LONDON (Reuters) - British Prime Minister David Cameron said on Wednesday he was rushing out regulations to stop migrants from the European Union being able to immediately claim welfare benefits amid public fears of an influx of Romanian and Bulgarian workers.
With his Conservative party trailing in opinion polls ahead of a 2015 election and polls showing most Britons don't want the labor market to be further opened up to east European workers next year, Cameron is under pressure to act on the issue.
Anxious not to be outflanked by the anti-immigration UK Independence Party (UKIP), Cameron has said he shares public concerns about EU restrictions being lifted on Romanians and Bulgarians working in Britain at the end of this year.

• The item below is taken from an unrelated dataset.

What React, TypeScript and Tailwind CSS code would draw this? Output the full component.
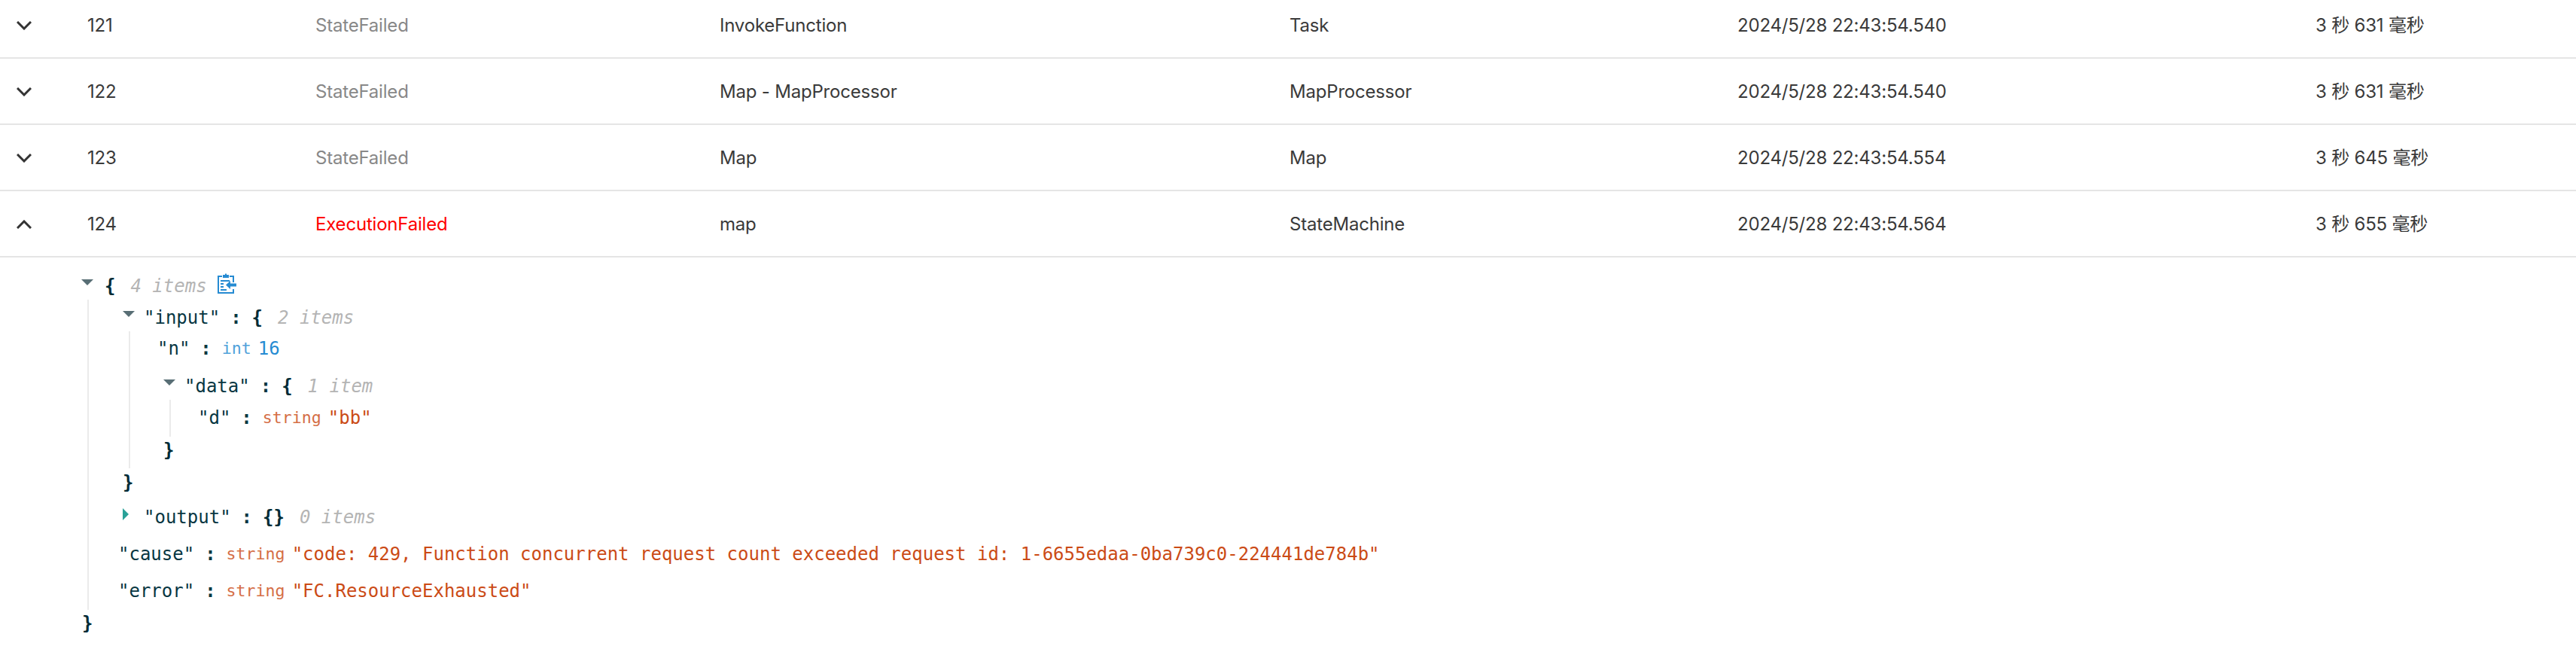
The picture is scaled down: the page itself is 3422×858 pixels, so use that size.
const rows = [
  { id: '121', type: 'StateFailed', name: 'InvokeFunction', kind: 'Task', time: '2024/5/28 22:43:54.540', dur: '3 秒 631 毫秒' },
  { id: '122', type: 'StateFailed', name: 'Map - MapProcessor', kind: 'MapProcessor', time: '2024/5/28 22:43:54.540', dur: '3 秒 631 毫秒' },
  { id: '123', type: 'StateFailed', name: 'Map', kind: 'Map', time: '2024/5/28 22:43:54.554', dur: '3 秒 645 毫秒' },
  { id: '124', type: 'ExecutionFailed', name: 'map', kind: 'StateMachine', time: '2024/5/28 22:43:54.564', dur: '3 秒 655 毫秒', open: true },
];

function Chevron({ open }: { open?: boolean }) {
  return (
    <svg width="20" height="12" viewBox="0 0 20 12" fill="none" stroke="#333" strokeWidth="3" className="ml-[22px]">
      <path d={open ? 'M1 11 L10 2 L19 11' : 'M1 1 L10 10 L19 1'} />
    </svg>
  );
}

function Caret({ collapsed }: { collapsed?: boolean }) {
  if (collapsed) {
    return (
      <svg width="8" height="16" viewBox="0 0 8 16" className="absolute left-0 top-[3px]">
        <path d="M0 0 L8 8 L0 16 Z" fill="#2aa198" />
      </svg>
    );
  }
  return (
    <svg width="16" height="8" viewBox="0 0 16 8" className="absolute left-0 top-[6px]">
      <path d="M0 0 L16 0 L8 8 Z" fill="#586e75" />
    </svg>
  );
}

function CopyIcon() {
  return (
    <svg width="26" height="28" viewBox="0 0 26 28" fill="none" className="ml-[13px] -mt-[6px]">
      <path d="M7 4 H2 V26 H22 V21 M22 12 V4 H17" stroke="#268bd2" strokeWidth="2" />
      <path d="M8 4 V2 H11 V0.5 H13 V2 H16 V4 V6 H8 Z" fill="#268bd2" />
      <path d="M5 10 H17 M5 14 H9 M5 18 H9 M5 22 H13" stroke="#268bd2" strokeWidth="2" />
      <path d="M26 13.5 H18 V10 L12 15.5 L18 21 V17.5 H26 Z" fill="#268bd2" />
    </svg>
  );
}

function Key({ k }: { k: string }) {
  return (
    <>
      <span className="text-[#073642]">"{k}"</span>
      <span className="mx-[14px] font-bold text-[#073642]">:</span>
    </>
  );
}

function Brace({ c }: { c: string }) {
  return <span className="font-bold text-[#002b36]">{c}</span>;
}

function Meta({ t }: { t: string }) {
  return <span className="ml-[20px] italic text-[#b4b4b4]">{t}</span>;
}

function Str({ v }: { v: string }) {
  return (
    <>
      <span className="mr-[9px] text-[21.6px] text-[#cb4b16] opacity-80">string</span>
      <span className="text-[#cb4b16]">"{v}"</span>
    </>
  );
}

function JsonView() {
  return (
    <div className="ml-[108px] font-['DejaVu_Sans_Mono',monospace] text-[24px] leading-[30px] tracking-normal whitespace-pre">
      <div className="relative mt-[23px] flex h-[30px] items-center pl-[31px]">
        <Caret />
        <Brace c="{" />
        <Meta t="4 items" />
        <CopyIcon />
      </div>
      <div className="ml-[8px] mt-[3px] border-l-2 border-[#ebebeb] pl-[45px] pt-[9px] pb-[10px]">
        <div className="relative flex h-[30px] items-center pl-[28px]">
          <Caret />
          <Key k="input" />
          <Brace c="{" />
          <Meta t="2 items" />
        </div>
        <div className="ml-[8px] mt-[3px] border-l-2 border-[#ebebeb] pl-[36px] pt-[8px] pb-[9px]">
          <div className="flex h-[30px] items-center">
            <Key k="n" />
            <span className="mr-[9px] text-[21.6px] text-[#268bd2] opacity-80">int</span>
            <span className="text-[#268bd2]">16</span>
          </div>
          <div className="relative ml-[8px] mt-[20px] flex h-[30px] items-center pl-[28px]">
            <Caret />
            <Key k="data" />
            <Brace c="{" />
            <Meta t="1 item" />
          </div>
          <div className="ml-[16px] mt-[3px] border-l-2 border-[#ebebeb] pl-[36px] pt-[9px] pb-[10px]">
            <div className="flex h-[30px] items-center">
              <Key k="d" />
              <Str v="bb" />
            </div>
          </div>
          <div className="ml-[8px] mt-[3px] flex h-[30px] items-center">
            <Brace c="}" />
          </div>
        </div>
        <div className="mt-[4px] flex h-[30px] items-center">
          <Brace c="}" />
        </div>
        <div className="relative mt-[16px] flex h-[30px] items-center pl-[28px]">
          <Caret collapsed />
          <Key k="output" />
          <Brace c="{}" />
          <Meta t="0 items" />
        </div>
        <div className="-ml-[6px] mt-[19px] flex h-[30px] items-center">
          <Key k="cause" />
          <Str v="code: 429, Function concurrent request count exceeded request id: 1-6655edaa-0ba739c0-224441de784b" />
        </div>
        <div className="-ml-[6px] mt-[19px] flex h-[30px] items-center">
          <Key k="error" />
          <Str v="FC.ResourceExhausted" />
        </div>
      </div>
      <div className="ml-[1px] mt-[3px] flex h-[30px] items-center">
        <Brace c="}" />
      </div>
    </div>
  );
}

export default function App() {
  return (
    <div className="h-[858px] overflow-hidden bg-white font-['Inter','Noto_Sans_CJK_SC',sans-serif] text-[24px] tracking-[-0.2px] text-[#3a3a3a]">
      <div className="-mt-[10px]">
        {rows.map((r) => (
          <div
            key={r.id}
            className="grid h-[88px] grid-cols-[116px_303px_537px_757px_595px_768px_1fr] items-center border-b-2 border-[#e5e5e5] pt-[2px]"
          >
            <Chevron open={r.open} />
            <div>{r.id}</div>
            <div className={r.open ? 'text-[#ff0000]' : 'text-[#888]'}>{r.type}</div>
            <div>{r.name}</div>
            <div>{r.kind}</div>
            <div>{r.time}</div>
            <div>{r.dur}</div>
          </div>
        ))}
      </div>
      <JsonView />
    </div>
  );
}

On Wednesday, in comments pre-released by his office, he said he was bringing forward to January 1 a previously announced measure forcing EU migrants to wait three months before they can apply for welfare benefits.
A senior government source told Reuters that Cameron had originally envisaged the measure taking effect around the middle of next year but had decided to accelerate the process.
Cameron said in a statement: "Accelerating the start of these new restrictions will make the UK a less attractive place for EU migrants who want to come here and live off the state.
"I want to send the clear message that whilst Britain is very much open for business, we will not welcome people who don't want to contribute."
Cameron unveiled plans to limit EU migrants' access to welfare in Britain last month, saying he wanted eventually to restrict migrants from poorer EU states relocating to richer ones, stirring a row with the European Commission.
Government officials said the accelerated welfare restriction would apply to migrants from all EU countries "with a small number of exceptions".
The opposition Labor party, which is leading opinion polls, accused Cameron of "leaving everything to the last minute".
It also said he needed to urgently "beef up enforcement against agencies which only recruit from abroad, dodgy gangmasters and targeting sectors that are reliant on migrant labor to ensure they are working to train employees."